Load Forecast and Uncertainty
The AUC found EPC’s forecast of load to have been better supported and more representative of future load than that suggested by the CCA and Utilities’ Consumer Advocate (“UCA”). Regarding issues of vacancy rate in downtown Calgary and long-term impacts, the AUC was persuaded by the evidence presented by EPC. The AUC found that long-term impacts on load due to the COVID-19 pandemic were uncertain. The AUC repeated that its decision regarding the No. 1 Substation project was primarily driven by asset condition, not load.
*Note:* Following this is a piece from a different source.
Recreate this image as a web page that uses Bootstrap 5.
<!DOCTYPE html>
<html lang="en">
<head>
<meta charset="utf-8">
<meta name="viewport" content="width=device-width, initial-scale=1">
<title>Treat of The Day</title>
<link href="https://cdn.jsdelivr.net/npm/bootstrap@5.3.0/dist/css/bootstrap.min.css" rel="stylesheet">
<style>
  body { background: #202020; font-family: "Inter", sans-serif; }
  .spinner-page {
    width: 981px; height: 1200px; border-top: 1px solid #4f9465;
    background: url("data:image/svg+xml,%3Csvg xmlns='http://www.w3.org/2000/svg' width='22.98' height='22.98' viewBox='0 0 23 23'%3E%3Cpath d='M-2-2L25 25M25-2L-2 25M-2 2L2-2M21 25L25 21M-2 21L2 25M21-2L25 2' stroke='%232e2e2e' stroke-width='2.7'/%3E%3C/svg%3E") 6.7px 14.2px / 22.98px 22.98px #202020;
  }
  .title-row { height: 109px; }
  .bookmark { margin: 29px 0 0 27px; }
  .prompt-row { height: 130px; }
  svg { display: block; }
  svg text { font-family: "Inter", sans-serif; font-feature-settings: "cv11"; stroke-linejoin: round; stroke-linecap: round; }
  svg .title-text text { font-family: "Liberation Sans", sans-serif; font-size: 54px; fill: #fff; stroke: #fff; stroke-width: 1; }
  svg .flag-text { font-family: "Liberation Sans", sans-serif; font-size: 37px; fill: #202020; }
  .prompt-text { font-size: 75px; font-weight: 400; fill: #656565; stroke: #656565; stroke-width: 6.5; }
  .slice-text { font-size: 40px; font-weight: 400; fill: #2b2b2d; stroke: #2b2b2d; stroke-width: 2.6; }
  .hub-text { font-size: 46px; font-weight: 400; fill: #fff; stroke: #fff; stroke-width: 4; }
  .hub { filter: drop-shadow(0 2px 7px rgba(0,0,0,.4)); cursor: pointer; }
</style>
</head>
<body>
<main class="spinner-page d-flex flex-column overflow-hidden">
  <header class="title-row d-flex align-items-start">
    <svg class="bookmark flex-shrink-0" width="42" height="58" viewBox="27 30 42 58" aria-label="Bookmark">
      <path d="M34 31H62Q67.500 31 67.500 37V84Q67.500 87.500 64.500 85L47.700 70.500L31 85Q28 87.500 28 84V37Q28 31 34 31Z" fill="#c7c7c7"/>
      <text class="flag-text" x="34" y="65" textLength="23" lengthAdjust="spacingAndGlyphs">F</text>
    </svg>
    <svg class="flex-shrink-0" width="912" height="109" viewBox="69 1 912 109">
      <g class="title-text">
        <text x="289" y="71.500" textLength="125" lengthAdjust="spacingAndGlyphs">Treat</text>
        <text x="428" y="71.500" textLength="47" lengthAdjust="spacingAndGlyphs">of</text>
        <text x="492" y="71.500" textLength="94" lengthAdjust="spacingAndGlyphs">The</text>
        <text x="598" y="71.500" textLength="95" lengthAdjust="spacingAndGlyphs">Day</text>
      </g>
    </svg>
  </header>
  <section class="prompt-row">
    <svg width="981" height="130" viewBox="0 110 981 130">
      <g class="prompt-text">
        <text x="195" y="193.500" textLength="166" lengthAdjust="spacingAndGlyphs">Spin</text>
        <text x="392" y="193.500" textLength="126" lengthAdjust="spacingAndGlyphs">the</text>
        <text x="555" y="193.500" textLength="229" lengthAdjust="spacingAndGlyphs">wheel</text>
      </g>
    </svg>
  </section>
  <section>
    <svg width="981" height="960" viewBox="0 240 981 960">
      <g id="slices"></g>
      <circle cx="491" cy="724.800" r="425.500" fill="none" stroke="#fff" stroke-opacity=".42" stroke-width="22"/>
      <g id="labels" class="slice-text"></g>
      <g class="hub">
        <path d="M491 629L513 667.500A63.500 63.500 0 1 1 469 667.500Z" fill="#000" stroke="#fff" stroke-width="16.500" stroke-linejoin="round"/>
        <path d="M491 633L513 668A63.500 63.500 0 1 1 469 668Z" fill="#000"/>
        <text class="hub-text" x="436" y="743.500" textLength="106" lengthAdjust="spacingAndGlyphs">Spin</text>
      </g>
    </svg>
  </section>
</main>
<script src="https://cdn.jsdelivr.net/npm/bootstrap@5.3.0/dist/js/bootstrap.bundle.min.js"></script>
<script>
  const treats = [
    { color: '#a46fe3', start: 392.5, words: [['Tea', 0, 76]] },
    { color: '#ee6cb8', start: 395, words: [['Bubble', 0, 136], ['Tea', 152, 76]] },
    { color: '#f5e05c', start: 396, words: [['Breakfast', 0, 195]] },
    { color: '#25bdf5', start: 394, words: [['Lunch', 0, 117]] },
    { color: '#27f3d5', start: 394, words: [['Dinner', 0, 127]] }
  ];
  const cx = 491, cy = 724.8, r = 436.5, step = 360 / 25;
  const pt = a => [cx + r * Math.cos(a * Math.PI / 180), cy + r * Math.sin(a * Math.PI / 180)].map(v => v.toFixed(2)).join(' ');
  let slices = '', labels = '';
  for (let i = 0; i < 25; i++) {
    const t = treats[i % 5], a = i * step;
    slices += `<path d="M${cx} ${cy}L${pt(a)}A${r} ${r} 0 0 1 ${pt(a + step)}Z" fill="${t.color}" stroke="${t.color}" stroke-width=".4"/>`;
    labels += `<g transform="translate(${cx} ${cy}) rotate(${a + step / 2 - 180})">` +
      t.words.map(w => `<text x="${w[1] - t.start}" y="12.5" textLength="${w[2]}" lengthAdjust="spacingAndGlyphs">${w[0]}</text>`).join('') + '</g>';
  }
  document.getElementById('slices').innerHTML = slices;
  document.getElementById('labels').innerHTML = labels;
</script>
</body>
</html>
The AUC accepted that the installation of the fifth transformer and its associated components during the initial construction was warranted from a cost and safety perspective. The AUC found that by placing conditions on when the fifth transformer and associated components are placed into EPC’s rate base, it addressed the load uncertainty while balancing EPC’s cost and safety concerns.
The AUC acknowledged concerns raised by interveners regarding limited information on the record associated with land remediation or reclamation at the existing site. Given statements and confirmations regarding environmental remediation and liability made by EPC, the AUC expected that EPC had reasonably accounted for the risk of potential environmental liability being imposed upon EPC at the existing site, as well as costs related to land remediation at the proposed site.
Regarding concerns raised by the CCA related to cost estimates of asbestos abatement of the existing buildings, the AUC accepted EPC’s anticipated asbestos abatement requirements for the buildings at the existing substation.
The AUC further found that residual environmental effects of the project would not be significant if EPC observed suggested mitigation measures. The AUC required that EPC file a copy of the environmental management plan for the project, including mitigation measures, 60 days prior to the commencement of construction. This requirement was imposed to ensure an up-to-date environmental management plan was in place at the time of construction.
Concluding Findings and Decision
Based on its findings, the AUC determined that the applications were in the public interest in accordance with Section 17 of the Alberta Utilities Commission Act. The AUC approved EPC’s application.